» **Stated problem**:
Images are not part of the copy; write out the rest of the data exactly as given.

#### Information provided ####

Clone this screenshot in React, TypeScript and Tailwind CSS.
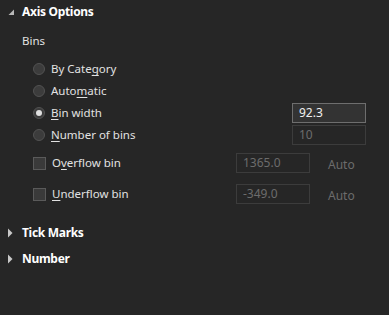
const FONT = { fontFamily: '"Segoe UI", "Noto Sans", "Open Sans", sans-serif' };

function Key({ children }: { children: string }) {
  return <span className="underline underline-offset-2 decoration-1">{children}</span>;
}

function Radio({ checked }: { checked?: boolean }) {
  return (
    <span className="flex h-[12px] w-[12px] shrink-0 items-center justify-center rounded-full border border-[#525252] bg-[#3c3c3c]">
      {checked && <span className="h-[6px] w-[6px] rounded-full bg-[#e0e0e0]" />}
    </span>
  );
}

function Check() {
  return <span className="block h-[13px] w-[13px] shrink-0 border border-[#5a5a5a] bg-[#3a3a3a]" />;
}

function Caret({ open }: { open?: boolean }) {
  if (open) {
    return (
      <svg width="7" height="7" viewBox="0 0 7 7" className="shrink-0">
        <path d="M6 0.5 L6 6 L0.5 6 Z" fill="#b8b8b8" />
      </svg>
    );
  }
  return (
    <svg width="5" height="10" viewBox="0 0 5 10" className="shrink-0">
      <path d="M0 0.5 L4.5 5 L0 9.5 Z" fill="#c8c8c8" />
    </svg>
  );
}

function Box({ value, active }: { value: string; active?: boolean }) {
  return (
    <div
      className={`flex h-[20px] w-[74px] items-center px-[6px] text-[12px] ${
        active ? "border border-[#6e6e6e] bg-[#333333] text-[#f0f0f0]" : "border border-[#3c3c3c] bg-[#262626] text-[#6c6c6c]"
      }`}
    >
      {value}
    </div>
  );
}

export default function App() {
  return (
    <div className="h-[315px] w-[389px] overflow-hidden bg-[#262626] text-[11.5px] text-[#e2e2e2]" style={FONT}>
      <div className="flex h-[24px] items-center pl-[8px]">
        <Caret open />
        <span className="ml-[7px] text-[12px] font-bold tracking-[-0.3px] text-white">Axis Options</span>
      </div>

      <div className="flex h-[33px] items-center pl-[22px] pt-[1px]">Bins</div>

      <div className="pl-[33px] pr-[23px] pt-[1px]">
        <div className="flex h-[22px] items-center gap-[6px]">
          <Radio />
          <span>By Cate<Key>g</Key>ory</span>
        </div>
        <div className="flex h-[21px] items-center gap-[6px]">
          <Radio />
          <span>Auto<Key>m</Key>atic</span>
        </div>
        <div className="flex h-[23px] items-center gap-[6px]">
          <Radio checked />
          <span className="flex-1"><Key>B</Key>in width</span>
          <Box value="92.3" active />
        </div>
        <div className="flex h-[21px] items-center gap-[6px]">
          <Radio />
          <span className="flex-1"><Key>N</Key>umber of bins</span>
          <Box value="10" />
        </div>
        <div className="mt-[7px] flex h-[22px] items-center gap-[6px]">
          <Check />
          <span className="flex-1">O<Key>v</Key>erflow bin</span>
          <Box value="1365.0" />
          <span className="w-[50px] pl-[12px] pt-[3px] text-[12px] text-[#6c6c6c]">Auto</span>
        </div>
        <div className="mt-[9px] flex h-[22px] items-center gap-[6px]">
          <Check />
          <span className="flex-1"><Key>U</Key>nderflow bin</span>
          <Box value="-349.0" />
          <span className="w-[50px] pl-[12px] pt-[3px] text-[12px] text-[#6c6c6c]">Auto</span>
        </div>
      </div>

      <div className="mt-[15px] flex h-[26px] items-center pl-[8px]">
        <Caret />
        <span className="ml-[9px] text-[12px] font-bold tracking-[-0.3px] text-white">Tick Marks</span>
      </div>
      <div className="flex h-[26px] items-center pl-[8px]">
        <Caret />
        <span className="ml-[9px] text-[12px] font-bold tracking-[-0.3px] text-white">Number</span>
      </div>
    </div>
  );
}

####

» **Written reply**:
Clone this screenshot in React, TypeScript and Tailwind CSS.
const FONT = { fontFamily: '"Segoe UI", "Noto Sans", "Open Sans", sans-serif' };

function Key({ children }: { children: string }) {
  return <span className="underline underline-offset-2 decoration-1">{children}</span>;
}

function Radio({ checked }: { checked?: boolean }) {
  return (
    <span className="flex h-[12px] w-[12px] shrink-0 items-center justify-center rounded-full border border-[#525252] bg-[#3c3c3c]">
      {checked && <span className="h-[6px] w-[6px] rounded-full bg-[#e0e0e0]" />}
    </span>
  );
}

function Check() {
  return <span className="block h-[13px] w-[13px] shrink-0 border border-[#5a5a5a] bg-[#3a3a3a]" />;
}

function Caret({ open }: { open?: boolean }) {
  if (open) {
    return (
      <svg width="7" height="7" viewBox="0 0 7 7" className="shrink-0">
        <path d="M6 0.5 L6 6 L0.5 6 Z" fill="#b8b8b8" />
      </svg>
    );
  }
  return (
    <svg width="5" height="10" viewBox="0 0 5 10" className="shrink-0">
      <path d="M0 0.5 L4.5 5 L0 9.5 Z" fill="#c8c8c8" />
    </svg>
  );
}

function Box({ value, active }: { value: string; active?: boolean }) {
  return (
    <div
      className={`flex h-[20px] w-[74px] items-center px-[6px] text-[12px] ${
        active ? "border border-[#6e6e6e] bg-[#333333] text-[#f0f0f0]" : "border border-[#3c3c3c] bg-[#262626] text-[#6c6c6c]"
      }`}
    >
      {value}
    </div>
  );
}

export default function App() {
  return (
    <div className="h-[315px] w-[389px] overflow-hidden bg-[#262626] text-[11.5px] text-[#e2e2e2]" style={FONT}>
      <div className="flex h-[24px] items-center pl-[8px]">
        <Caret open />
        <span className="ml-[7px] text-[12px] font-bold tracking-[-0.3px] text-white">Axis Options</span>
      </div>

      <div className="flex h-[33px] items-center pl-[22px] pt-[1px]">Bins</div>

      <div className="pl-[33px] pr-[23px] pt-[1px]">
        <div className="flex h-[22px] items-center gap-[6px]">
          <Radio />
          <span>By Cate<Key>g</Key>ory</span>
        </div>
        <div className="flex h-[21px] items-center gap-[6px]">
          <Radio />
          <span>Auto<Key>m</Key>atic</span>
        </div>
        <div className="flex h-[23px] items-center gap-[6px]">
          <Radio checked />
          <span className="flex-1"><Key>B</Key>in width</span>
          <Box value="92.3" active />
        </div>
        <div className="flex h-[21px] items-center gap-[6px]">
          <Radio />
          <span className="flex-1"><Key>N</Key>umber of bins</span>
          <Box value="10" />
        </div>
        <div className="mt-[7px] flex h-[22px] items-center gap-[6px]">
          <Check />
          <span className="flex-1">O<Key>v</Key>erflow bin</span>
          <Box value="1365.0" />
          <span className="w-[50px] pl-[12px] pt-[3px] text-[12px] text-[#6c6c6c]">Auto</span>
        </div>
        <div className="mt-[9px] flex h-[22px] items-center gap-[6px]">
          <Check />
          <span className="flex-1"><Key>U</Key>nderflow bin</span>
          <Box value="-349.0" />
          <span className="w-[50px] pl-[12px] pt-[3px] text-[12px] text-[#6c6c6c]">Auto</span>
        </div>
      </div>

      <div className="mt-[15px] flex h-[26px] items-center pl-[8px]">
        <Caret />
        <span className="ml-[9px] text-[12px] font-bold tracking-[-0.3px] text-white">Tick Marks</span>
      </div>
      <div className="flex h-[26px] items-center pl-[8px]">
        <Caret />
        <span className="ml-[9px] text-[12px] font-bold tracking-[-0.3px] text-white">Number</span>
      </div>
    </div>
  );
}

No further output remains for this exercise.